— start of Extracted entries —

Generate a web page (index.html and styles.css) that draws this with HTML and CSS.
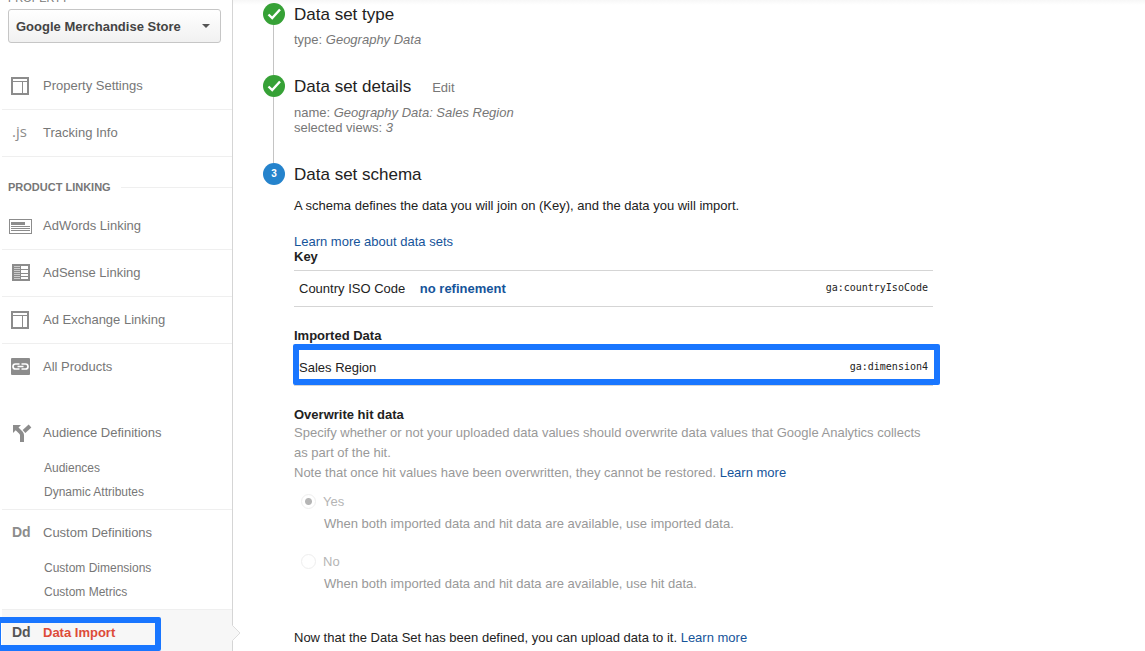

— end of Extracted entries —
— start of Extracted entries —

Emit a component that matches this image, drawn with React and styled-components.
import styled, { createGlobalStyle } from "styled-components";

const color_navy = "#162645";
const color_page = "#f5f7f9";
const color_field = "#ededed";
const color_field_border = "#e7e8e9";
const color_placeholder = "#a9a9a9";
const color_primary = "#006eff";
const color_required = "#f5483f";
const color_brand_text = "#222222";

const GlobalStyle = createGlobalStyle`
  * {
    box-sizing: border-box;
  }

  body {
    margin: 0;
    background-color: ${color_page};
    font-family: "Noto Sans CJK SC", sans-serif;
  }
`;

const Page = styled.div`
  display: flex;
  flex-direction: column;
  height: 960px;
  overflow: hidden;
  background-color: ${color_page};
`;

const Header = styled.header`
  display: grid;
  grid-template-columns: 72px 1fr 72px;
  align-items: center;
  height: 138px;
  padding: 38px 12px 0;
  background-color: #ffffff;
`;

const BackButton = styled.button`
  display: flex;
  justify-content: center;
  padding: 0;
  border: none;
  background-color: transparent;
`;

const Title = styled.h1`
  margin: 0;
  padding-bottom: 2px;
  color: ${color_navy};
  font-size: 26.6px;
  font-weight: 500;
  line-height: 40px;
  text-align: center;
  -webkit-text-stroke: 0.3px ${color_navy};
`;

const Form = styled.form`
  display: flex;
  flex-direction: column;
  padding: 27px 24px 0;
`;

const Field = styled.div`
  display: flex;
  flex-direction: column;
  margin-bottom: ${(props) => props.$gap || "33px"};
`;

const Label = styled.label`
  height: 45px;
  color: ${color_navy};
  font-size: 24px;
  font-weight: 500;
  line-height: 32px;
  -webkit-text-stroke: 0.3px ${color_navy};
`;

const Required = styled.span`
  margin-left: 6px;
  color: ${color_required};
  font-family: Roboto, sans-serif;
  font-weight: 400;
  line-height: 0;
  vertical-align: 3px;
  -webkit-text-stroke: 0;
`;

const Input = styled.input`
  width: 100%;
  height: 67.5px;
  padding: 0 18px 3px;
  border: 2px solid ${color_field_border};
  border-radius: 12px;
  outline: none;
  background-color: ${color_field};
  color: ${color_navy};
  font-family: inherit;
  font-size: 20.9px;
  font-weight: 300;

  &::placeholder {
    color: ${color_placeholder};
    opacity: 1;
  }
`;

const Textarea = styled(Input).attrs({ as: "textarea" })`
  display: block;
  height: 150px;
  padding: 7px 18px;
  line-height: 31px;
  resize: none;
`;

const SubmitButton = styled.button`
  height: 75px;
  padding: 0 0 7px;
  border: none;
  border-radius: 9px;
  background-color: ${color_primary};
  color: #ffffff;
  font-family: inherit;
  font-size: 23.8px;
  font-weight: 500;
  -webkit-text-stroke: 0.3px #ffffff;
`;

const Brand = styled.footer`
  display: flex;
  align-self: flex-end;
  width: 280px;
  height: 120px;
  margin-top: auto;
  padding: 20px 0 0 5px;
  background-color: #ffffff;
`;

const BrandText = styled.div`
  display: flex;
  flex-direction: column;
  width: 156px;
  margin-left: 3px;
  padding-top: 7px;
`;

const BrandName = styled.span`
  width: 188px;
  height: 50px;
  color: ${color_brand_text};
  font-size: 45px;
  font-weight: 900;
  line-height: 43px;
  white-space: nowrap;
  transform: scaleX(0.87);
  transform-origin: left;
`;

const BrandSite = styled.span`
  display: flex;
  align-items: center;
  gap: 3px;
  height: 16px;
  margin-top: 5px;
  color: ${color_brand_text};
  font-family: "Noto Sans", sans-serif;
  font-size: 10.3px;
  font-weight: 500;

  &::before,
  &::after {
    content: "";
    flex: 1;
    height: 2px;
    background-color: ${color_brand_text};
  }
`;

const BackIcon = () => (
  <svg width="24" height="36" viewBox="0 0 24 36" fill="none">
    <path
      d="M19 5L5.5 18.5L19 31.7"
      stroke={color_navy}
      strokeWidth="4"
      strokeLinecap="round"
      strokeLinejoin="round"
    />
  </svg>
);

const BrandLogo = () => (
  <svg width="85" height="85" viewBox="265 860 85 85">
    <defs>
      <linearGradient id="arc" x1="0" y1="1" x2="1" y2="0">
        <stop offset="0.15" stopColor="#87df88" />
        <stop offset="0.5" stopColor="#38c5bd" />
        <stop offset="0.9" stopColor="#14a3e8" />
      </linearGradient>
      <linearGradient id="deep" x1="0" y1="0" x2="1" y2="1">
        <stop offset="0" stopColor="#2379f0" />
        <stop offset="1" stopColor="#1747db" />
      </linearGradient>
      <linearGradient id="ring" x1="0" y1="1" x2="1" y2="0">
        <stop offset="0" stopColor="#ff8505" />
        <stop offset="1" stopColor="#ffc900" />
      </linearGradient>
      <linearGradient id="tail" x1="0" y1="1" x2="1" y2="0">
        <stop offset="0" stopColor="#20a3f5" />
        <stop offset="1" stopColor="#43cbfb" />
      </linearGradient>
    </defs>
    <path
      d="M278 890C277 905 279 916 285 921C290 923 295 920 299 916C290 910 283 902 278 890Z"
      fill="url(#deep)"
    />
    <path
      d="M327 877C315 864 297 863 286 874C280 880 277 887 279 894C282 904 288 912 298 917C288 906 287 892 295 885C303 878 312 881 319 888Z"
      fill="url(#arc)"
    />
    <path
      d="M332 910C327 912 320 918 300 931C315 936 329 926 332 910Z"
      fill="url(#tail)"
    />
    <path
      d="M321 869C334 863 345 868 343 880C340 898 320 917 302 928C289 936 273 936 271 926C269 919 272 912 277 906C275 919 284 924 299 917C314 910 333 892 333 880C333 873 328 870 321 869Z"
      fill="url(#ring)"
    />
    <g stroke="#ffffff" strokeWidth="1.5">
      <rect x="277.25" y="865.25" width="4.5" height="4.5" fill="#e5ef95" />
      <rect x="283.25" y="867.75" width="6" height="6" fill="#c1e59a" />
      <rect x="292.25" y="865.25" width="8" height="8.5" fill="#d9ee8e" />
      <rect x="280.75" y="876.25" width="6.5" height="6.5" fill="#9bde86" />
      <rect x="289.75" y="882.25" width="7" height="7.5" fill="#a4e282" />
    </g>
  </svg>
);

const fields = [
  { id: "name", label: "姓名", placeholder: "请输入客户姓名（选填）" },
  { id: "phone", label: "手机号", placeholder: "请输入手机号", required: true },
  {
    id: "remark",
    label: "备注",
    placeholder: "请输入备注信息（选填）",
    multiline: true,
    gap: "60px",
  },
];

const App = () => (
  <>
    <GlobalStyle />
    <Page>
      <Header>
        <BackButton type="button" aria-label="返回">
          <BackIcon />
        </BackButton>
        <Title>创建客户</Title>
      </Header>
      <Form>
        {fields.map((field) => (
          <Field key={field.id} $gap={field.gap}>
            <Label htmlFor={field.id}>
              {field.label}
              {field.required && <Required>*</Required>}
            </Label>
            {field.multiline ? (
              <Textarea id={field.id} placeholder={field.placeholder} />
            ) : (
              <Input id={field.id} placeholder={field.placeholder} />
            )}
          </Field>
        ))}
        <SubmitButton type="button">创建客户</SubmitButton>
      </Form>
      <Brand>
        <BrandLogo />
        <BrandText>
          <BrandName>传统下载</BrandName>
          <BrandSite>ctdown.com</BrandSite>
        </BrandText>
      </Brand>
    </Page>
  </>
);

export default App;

— end of Extracted entries —
— start of Extracted entries —

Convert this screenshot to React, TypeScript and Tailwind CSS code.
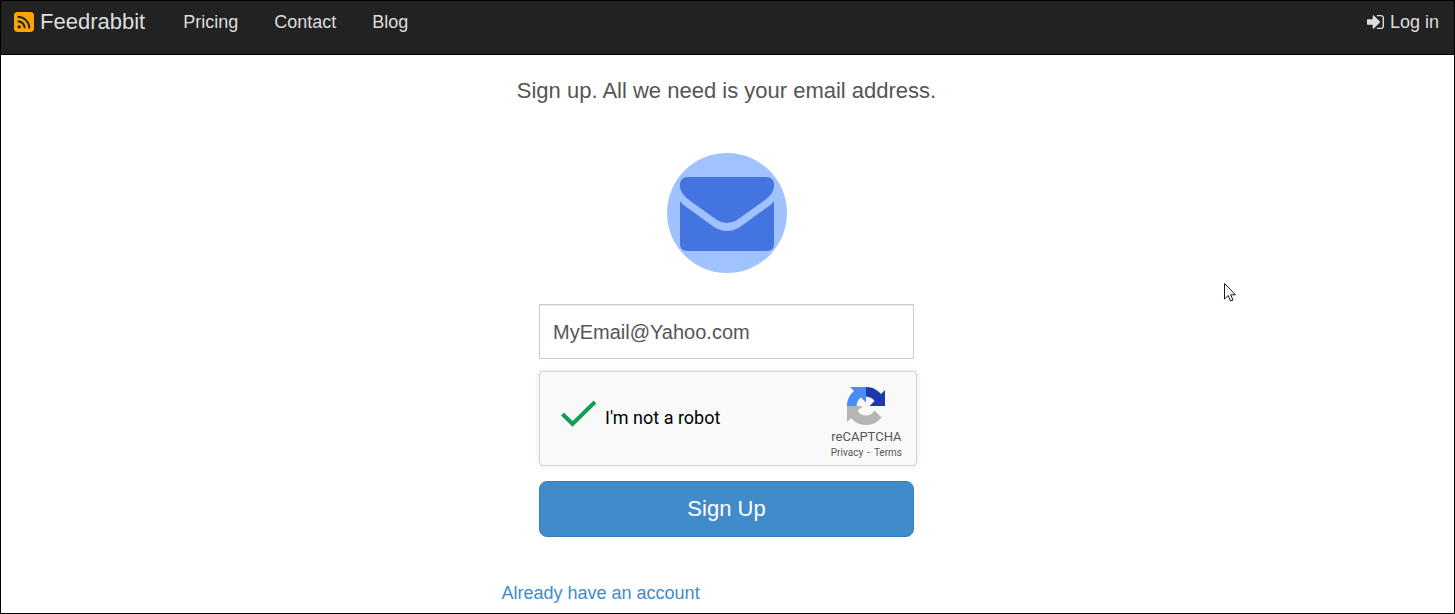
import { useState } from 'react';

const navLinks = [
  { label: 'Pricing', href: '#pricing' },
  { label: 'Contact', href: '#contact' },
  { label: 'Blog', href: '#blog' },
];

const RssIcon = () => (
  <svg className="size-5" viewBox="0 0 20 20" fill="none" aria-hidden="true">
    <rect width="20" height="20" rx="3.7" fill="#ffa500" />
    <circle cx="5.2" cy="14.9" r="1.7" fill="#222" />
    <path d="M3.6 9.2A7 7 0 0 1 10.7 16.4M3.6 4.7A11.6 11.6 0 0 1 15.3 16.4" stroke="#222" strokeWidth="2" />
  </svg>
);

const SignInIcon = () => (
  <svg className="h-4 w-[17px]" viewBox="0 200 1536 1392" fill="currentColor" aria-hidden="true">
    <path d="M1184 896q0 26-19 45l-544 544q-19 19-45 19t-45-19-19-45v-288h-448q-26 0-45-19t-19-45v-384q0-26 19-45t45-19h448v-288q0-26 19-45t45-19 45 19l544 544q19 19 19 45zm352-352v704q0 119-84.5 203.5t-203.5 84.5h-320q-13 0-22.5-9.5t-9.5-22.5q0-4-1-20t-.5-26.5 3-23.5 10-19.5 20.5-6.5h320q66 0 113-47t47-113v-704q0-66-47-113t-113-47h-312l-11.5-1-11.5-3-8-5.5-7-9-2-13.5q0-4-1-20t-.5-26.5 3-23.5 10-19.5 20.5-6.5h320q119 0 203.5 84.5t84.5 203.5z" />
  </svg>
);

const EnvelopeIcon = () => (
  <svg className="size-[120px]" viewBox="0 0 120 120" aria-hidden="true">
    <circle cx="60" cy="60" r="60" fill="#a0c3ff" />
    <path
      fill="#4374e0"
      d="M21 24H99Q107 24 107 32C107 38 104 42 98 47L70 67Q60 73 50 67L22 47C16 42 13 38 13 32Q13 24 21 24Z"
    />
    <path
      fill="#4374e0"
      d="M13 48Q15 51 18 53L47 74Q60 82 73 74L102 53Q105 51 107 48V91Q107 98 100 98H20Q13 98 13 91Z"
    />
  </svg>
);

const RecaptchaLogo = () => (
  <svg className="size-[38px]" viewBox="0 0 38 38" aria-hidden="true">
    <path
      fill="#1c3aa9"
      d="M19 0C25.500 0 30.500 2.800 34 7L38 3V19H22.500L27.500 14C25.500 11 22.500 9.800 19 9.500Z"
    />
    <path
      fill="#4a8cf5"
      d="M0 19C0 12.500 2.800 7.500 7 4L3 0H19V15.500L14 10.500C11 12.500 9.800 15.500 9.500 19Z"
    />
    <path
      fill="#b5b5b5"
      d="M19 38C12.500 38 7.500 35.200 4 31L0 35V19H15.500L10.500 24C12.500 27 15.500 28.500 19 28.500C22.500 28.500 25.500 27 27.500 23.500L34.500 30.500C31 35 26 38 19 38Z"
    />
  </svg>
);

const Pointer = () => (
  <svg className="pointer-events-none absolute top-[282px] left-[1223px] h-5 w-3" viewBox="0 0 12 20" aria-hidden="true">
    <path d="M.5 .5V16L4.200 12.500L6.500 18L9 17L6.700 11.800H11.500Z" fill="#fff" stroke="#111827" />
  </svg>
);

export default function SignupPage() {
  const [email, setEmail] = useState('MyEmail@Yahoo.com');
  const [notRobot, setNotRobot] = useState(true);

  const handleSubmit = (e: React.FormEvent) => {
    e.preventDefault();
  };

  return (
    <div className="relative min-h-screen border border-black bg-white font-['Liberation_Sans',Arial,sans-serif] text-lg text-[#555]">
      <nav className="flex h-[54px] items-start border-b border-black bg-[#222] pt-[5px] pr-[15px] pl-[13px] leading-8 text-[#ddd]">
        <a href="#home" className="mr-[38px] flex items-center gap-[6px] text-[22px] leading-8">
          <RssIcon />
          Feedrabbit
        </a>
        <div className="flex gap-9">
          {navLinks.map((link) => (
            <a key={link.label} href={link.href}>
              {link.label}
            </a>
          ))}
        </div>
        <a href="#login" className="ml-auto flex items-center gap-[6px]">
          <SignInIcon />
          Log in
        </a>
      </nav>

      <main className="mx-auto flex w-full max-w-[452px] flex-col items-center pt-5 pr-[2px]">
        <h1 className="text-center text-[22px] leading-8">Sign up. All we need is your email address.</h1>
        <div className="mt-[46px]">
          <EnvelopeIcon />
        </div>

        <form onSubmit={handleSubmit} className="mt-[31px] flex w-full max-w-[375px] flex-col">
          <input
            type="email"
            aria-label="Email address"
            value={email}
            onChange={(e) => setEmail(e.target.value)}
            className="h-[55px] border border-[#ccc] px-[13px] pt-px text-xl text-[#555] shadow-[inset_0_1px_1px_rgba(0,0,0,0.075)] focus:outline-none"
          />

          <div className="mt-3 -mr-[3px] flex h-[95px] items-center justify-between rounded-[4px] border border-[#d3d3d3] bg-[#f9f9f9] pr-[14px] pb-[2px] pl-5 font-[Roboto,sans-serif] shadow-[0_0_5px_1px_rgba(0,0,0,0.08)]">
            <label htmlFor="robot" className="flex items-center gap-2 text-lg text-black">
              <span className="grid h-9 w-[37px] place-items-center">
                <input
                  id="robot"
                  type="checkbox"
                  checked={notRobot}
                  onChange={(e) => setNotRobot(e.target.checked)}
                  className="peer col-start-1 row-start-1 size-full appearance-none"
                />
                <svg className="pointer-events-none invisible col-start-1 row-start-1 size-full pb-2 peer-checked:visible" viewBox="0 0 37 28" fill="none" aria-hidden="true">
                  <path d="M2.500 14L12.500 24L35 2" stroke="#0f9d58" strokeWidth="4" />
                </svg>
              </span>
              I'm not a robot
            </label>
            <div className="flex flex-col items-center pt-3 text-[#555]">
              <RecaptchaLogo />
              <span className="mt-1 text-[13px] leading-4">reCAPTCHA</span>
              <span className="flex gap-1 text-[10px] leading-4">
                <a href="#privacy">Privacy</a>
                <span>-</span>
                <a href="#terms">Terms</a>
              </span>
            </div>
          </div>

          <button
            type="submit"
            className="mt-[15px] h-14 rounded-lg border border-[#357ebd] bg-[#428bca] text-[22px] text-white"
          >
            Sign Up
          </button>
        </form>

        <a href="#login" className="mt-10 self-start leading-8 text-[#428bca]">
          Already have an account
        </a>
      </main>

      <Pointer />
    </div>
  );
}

— end of Extracted entries —

How many lines in the listing contain "this"? Answer with the number alone.

__Result of the task__
3